Visual Art Exhibition Review | Brian Rope
Cries of the Anthropocene: Creative Practice in response to climate change - Various Creative Practice Circle members
The Chapel, Australian Centre for Christianity and Culture (15 Blackall St, Barton, ACT, Australia)
2 – 24 April 2025, 10 am - 3 pm, Wed –
Sat (closed Easter weekend)
After a successful exhibition at Wagga, Cries from the Anthropocene is now in Canberra. From poetry to painted car bonnets, the exhibition reflects growing concern about climate change. Creatives from Beechworth to Bathurst and in between (including in Canberra) have joined in response to climate change and its effect on us in their parts of Australia and the world.

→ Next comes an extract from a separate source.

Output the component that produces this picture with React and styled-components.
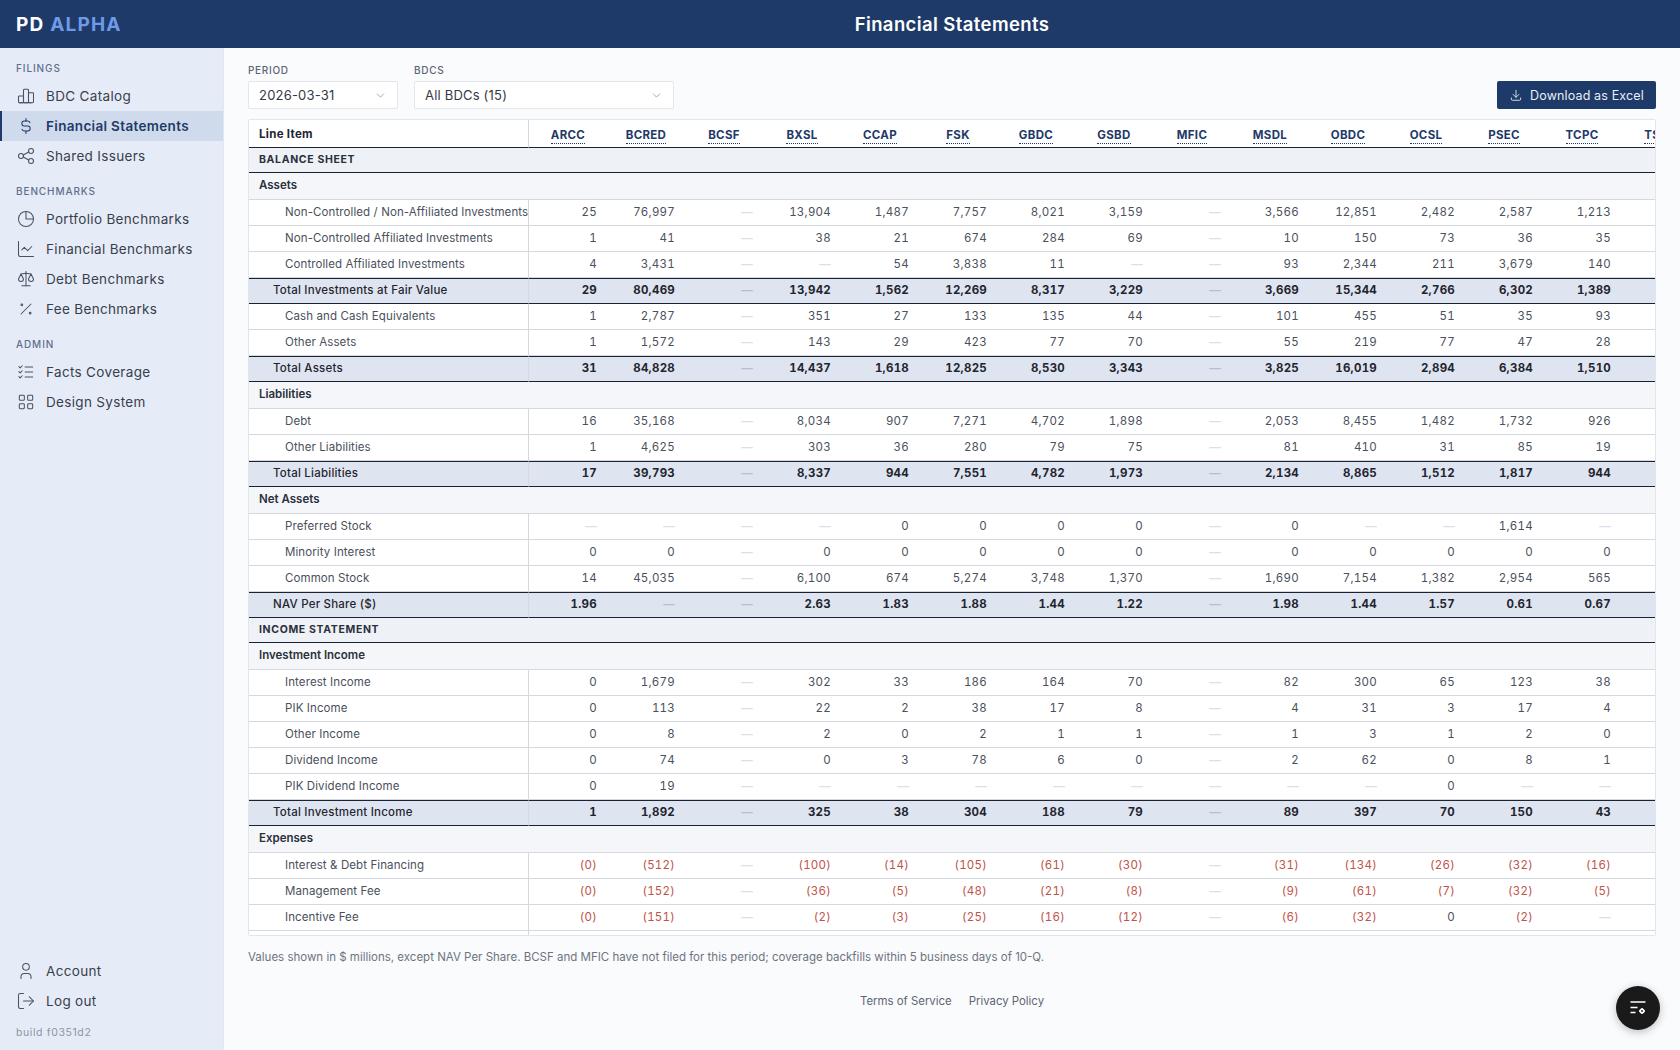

The Creative Practice Circle is a network of creative and performing arts practitioners and researchers, born out of Charles Sturt University in 2016. The group meets regularly via Zoom and shares what is happening in the worlds of the members. One of the common threads holding them together is concern for the planet and all its inhabitants. How can they, as concerned creatives, help encourage everyone to act in the face of climate change? The Circle’s research theme for 2024-25 is “Cries from the Anthropocene – How might we respond?” Just one of the suggested research questions was: How might the arts intersect with the grief and anxiety of living in the Anthropocene?
The artworks are very diverse. There are hand-stitched stories which speak to issues of habitat. A variety of artwork media note the decline of the iconic Bogong Moth. Poetry makes the language and issues of the climate crisis accessible. Call to action posters provide ideas and information about small actions they can be taken to address climate change. Here is a selection of installation images that I took at the show to provide readers with a visual idea of the diverse artworks.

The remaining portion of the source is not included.